Karl Ulrich Garnadt, chief executive of Lufthansa Passenger Airlines, knows that his toughest challenge is to shepherd the carrier through inclement and good weather onto the path of sustainable growth and profits.

But that challenge looks easier said than done, considering that the Germany-based carrier has been at the receiving end after the deadly crash of a jet belonging to low-cost carrier Germanwings in the French Alps, even as it battles tough competition from rivals on other routes.

Garnadt, however, feels that the recent turbulence notwithstanding, the airline has an impeccable reputation with customers and has been at the forefront of aviation innovation. He says that Lufthansa has already started to reap rewards from its initiatives like cutting costs, investing in new aircraft and new customer products such as the premium economy class.

The chief executive believes that China will ultimately be the sweet spot for Lufthansa, considering that the nation is set to become the largest aviation market in the world by 2030. China is currently the second-largest global aviation market and during the first 11 months of 2014, passenger turnover on international air routes from China grew by 14.5 percent over the corresponding period in 2013, according to data from the Civil Aviation Administration of China.
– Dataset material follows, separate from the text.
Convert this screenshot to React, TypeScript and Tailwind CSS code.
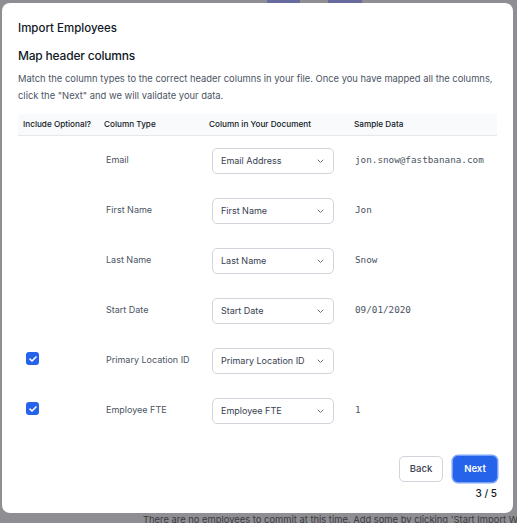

Garnadt said though several global carriers are making a beeline to China due to the strong growth in air traffic, especially on the international routes from China, Lufthansa is on a strong perch. The German carrier was one of the first European aviation firms to start flights from China. It along with its units like Austrian Airlines and Swissair operate 83 flights to China every week.

"Lufthansa recognized China's great potential about 89 years ago and has overcome all the technical and geographical obstacles to successfully operate flights to China," said Garnadt, who has spent about 36 years with the carrier in various capacities ranging from commercial airline trainee to member of the executive board of Lufthansa Group.

But competition on the China-Europe routes is heating up, as Chinese carriers are upgrading their products and fleets to Europe. "Their (Chinese carriers) recent growth in terms of fleet size is indeed impressive," Garnadt said, adding that Chinese airlines' onboard services have improved a lot and are on an absolutely competitive level.

This is a sea change, considering that in the past several years Chinese carriers were more like partners, rather than rivals. Lufthansa, on its part, has chosen to deepen its cooperation with Chinese carriers, which allows the Cologne-based carrier to share a piece of the pie.